Allahabad High Court
Empress Of India vs Ram Adhin And Ors. on 13 February, 1879
Equivalent citations: (1880)ILR 2ALL139
JUDGMENT Pearson, J.
1. To day it is brought to my notice that the learned Judges Norman and Seton-Karr in the case of the Queen v. Kallachand 7 W.R. Cr. 60, disposed of by them on the 29th April 1867, held rioting armed with deadly weapons to be a distinct offence from stabbing a person on whose premises the riot took place, and each to be separately punishable. It appears that in the case of Queen v. Hargobind H.C.R. N.W.P. 1871, p. 174, decided by this Court on 7th July 1871, Mr.
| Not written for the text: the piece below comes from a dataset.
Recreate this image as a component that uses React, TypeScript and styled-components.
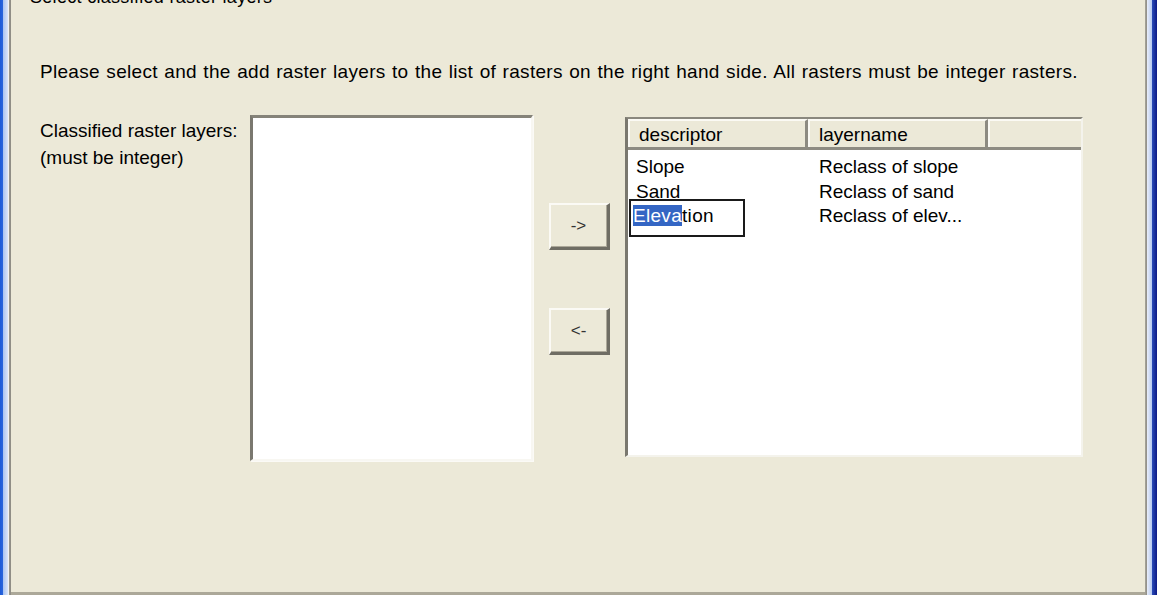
import styled, { createGlobalStyle } from "styled-components";

const GlobalStyle = createGlobalStyle`
  html, body {
    margin: 0;
    padding: 0;
    background: #ffffff;
    overflow: hidden;
  }
  body {
    font-family: "Liberation Sans", Arial, sans-serif;
    color: #000;
  }
`;

const rows = [
  { descriptor: "Slope", layername: "Reclass of slope" },
  { descriptor: "Sand", layername: "Reclass of sand" },
  { descriptor: "Elevation", layername: "Reclass of elev...", editing: true },
];

const App = () => {
  return (
    <>
      <GlobalStyle />
      <Screen>
        <LeftEdge />
        <Client>
          <Title>Select classified raster layers</Title>
          <Intro>
            Please select and the add raster layers to the list of rasters on the right hand side. All rasters must be
            integer rasters.
          </Intro>
          <Body>
            <Labels>
              <div>Classified raster layers:</div>
              <div>(must be integer)</div>
            </Labels>
            <ListBox />
            <ButtonColumn>
              <PushButton>-&gt;</PushButton>
              <PushButton>&lt;-</PushButton>
            </ButtonColumn>
            <ListView>
              <HeaderRow>
                <HeaderCell $width={180}>descriptor</HeaderCell>
                <HeaderCell $width={180}>layername</HeaderCell>
                <HeaderCell $width={96} />
              </HeaderRow>
              <Rows>
                {rows.map((row) => (
                  <Row key={row.descriptor}>
                    <Cell $width={180} $pad={8}>
                      {row.editing ? (
                        <EditBox>
                          <Selected>Eleva</Selected>tion
                        </EditBox>
                      ) : (
                        row.descriptor
                      )}
                    </Cell>
                    <Cell $width={180} $pad={11}>{row.layername}</Cell>
                  </Row>
                ))}
              </Rows>
            </ListView>
          </Body>
        </Client>
        <RightEdge />
        <Outside />
      </Screen>
    </>
  );
};

const Screen = styled.div`
  display: flex;
  width: 1170px;
  height: 595px;
  overflow: hidden;
`;

const LeftEdge = styled.div`
  width: 11px;
  flex: none;
  background: linear-gradient(
    to right,
    #1c5ad8 0px,
    #2a66dc 3px,
    #a9c3f0 3px,
    #dbe6fb 8px,
    #f4f3ee 8px,
    #f4f3ee 9px,
    #9d9b92 9px,
    #8c8a82 11px
  );
`;

const RightEdge = styled.div`
  width: 12px;
  flex: none;
  background: linear-gradient(
    to right,
    #a8a69c 0px,
    #8e8c84 2px,
    #e9eefa 2px,
    #b5c8ef 7px,
    #2b4cb8 7px,
    #0c1a86 12px
  );
`;

const Outside = styled.div`
  width: 13px;
  flex: none;
  background: #ffffff;
`;

const Client = styled.div`
  flex: 1;
  background: #ece9d8;
  border-bottom: 3px solid #aca899;
  font-size: 19px;
  display: flex;
  flex-direction: column;
  padding: 0 0 0 29px;
`;

const Title = styled.div`
  margin: -13px 0 0 -10px;
  font-size: 18px;
  line-height: 20px;
  height: 20px;
  white-space: nowrap;
  letter-spacing: 0.3px;
`;

const Intro = styled.div`
  margin-top: 53px;
  line-height: 24px;
  white-space: nowrap;
  letter-spacing: 0.3px;
  word-spacing: 0.9px;
`;

const Body = styled.div`
  display: flex;
  margin-top: 31px;
  align-items: flex-start;
`;

const Labels = styled.div`
  width: 210px;
  flex: none;
  line-height: 27px;
  padding-top: 2px;
`;

const ListBox = styled.div`
  width: 283px;
  height: 346px;
  box-sizing: border-box;
  flex: none;
  background: #ffffff;
  border-top: 3px solid #858379;
  border-left: 3px solid #7a786f;
  border-right: 2px solid #f8f7f2;
  border-bottom: 2px solid #f8f7f2;
  box-shadow: 1px 1px 0 #fbfaf6;
`;

const ButtonColumn = styled.div`
  width: 92px;
  flex: none;
  display: flex;
  flex-direction: column;
  align-items: center;
  gap: 58px;
  padding-top: 88px;
`;

const PushButton = styled.button`
  width: 61px;
  height: 47px;
  box-sizing: border-box;
  background: #ece9d8;
  font-family: "Liberation Sans", Arial, sans-serif;
  font-size: 17px;
  color: #333;
  padding: 0;
  border-top: 2px solid #fbfaf5;
  border-left: 2px solid #fbfaf5;
  border-right: 3px solid #6f6d64;
  border-bottom: 3px solid #6f6d64;
  box-shadow: inset -1px -1px 0 #aca899;
`;

const ListView = styled.div`
  margin-top: 2px;
  width: 458px;
  height: 340px;
  box-sizing: border-box;
  flex: none;
  background: #ffffff;
  border-top: 2px solid #8a887e;
  border-left: 3px solid #7a786f;
  border-right: 2px solid #f4f3ec;
  border-bottom: 2px solid #f4f3ec;
  display: flex;
  flex-direction: column;
  overflow: hidden;
`;

const HeaderRow = styled.div`
  display: flex;
  height: 31px;
  flex: none;
  background: #ece9d8;
  border-bottom: 3px solid #8d8b82;
  box-sizing: border-box;
`;

const HeaderCell = styled.div<{ $width: number }>`
  width: ${(p) => p.$width}px;
  flex: none;
  box-sizing: border-box;
  padding-left: 11px;
  line-height: 28px;
  border-top: 2px solid #fbfaf4;
  border-right: 3px solid #8d8b82;
  box-shadow: inset 2px 0 0 #fbfaf4;
  white-space: nowrap;
`;

const Rows = styled.div`
  display: flex;
  flex-direction: column;
  padding-top: 5px;
`;

const Row = styled.div`
  display: flex;
  height: 24.5px;
  line-height: 24px;
`;

const Cell = styled.div<{ $width: number; $pad: number }>`
  width: ${(p) => p.$width}px;
  flex: none;
  box-sizing: border-box;
  padding-left: ${(p) => p.$pad}px;
  position: relative;
  white-space: nowrap;
`;

const EditBox = styled.div`
  position: absolute;
  left: 1px;
  top: -5px;
  width: 116px;
  height: 38px;
  box-sizing: border-box;
  border: 2px solid #1a1a1a;
  background: #ffffff;
  padding-left: 2px;
  line-height: 30px;
  letter-spacing: 0.3px;
`;

const Selected = styled.span`
  background: #3466c4;
  color: #ffffff;
`;

export default App;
Justice Turner held that persons found guilty of rioting may, if the circumstances warrant it, be convicted of the several offences of rioting armed with deadly weapons, culpable homicide, and grievous hurt. The learned Judge referred to the case of Rabi-ulla mentioned above, and expressed his dissent from the ruling therein, and observed that a different view of the law had heretofore obtained in this Court. It further appears that the learned Judges of the Calcutta Court who disposed of Rabi-ulla's case ruled in a different direction in the case disposed of by them in the following month of April. On the whole the precedents which have been produced are opposed to the contention in this case. It is obvious to remark that rioting and unlawful assembly are offences against the public tranquility, while assault, hurt, etc., are offences affecting the human body. Seeing no sufficient reason for the interference, I reject this application.